Compared to many of his fellow billionaires — he’s richer than Hollywood mogul David Geffen, retail brokerage king Charles Schwab and “Star Wars” creator George Lucas — Yass doesn’t seem particularly interested in the trappings of extreme wealth.
Yass and his wife, Janine, raised four children in the leafy college town of Haverford, on the Main Line outside of Philadelphia. Their large but unremarkable house could easily be the home of a successful doctor rather than one of the richest men in the country. In his quarter-zip pullover sweater, Nikes and no-nonsense rimless glasses, he’d be impossible to pick out of a crowd at the suburban country club where he plays golf.
If Yass collects expensive art or maintains a megayacht, he has managed to do so in complete secrecy. What comes closest to an identifiable trophy asset is a house in the ultra-exclusive Georgica Association beach neighborhood of East Hampton on New York’s Long Island. Even that property, purchased for $12.5 million in 2005 and held through an LLC, is in an area known as “bucolic and understated.”

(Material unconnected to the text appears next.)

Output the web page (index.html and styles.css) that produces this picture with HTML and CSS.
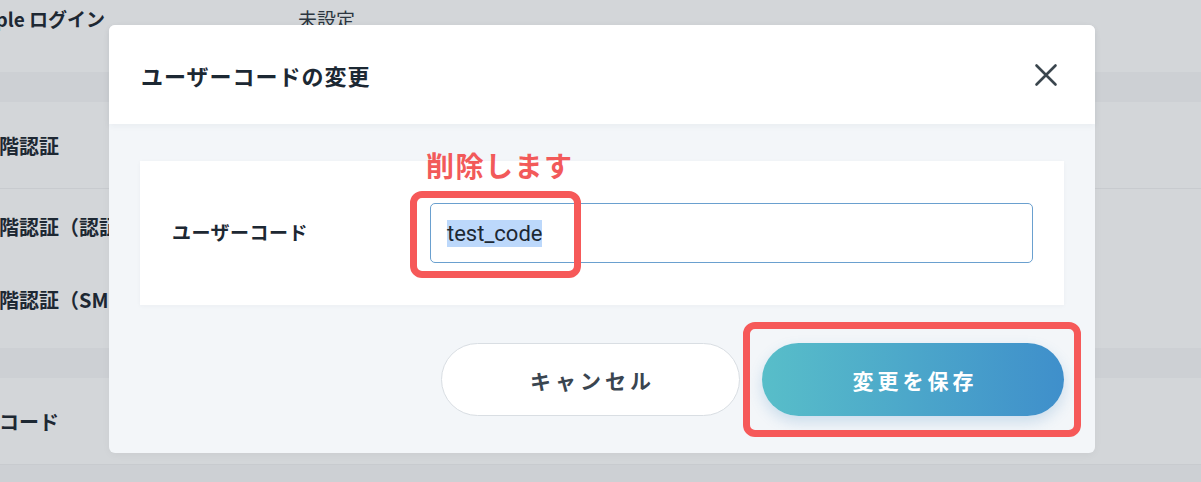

Those who have worked with Yass say he lives less for spending money than for the competition of the market and the thrill of taking calculated risk. Yass softens any impression of ruthlessness by deploying a practiced humility and comedic timing. “Some people like art history,” he once explained, “I like probabilistic analysis.”
Yet when it comes to his philosophical outlook, he eschews the jokes. He speaks of capitalism in religious terms. Making new markets, he likes to say, is a “mission from God.”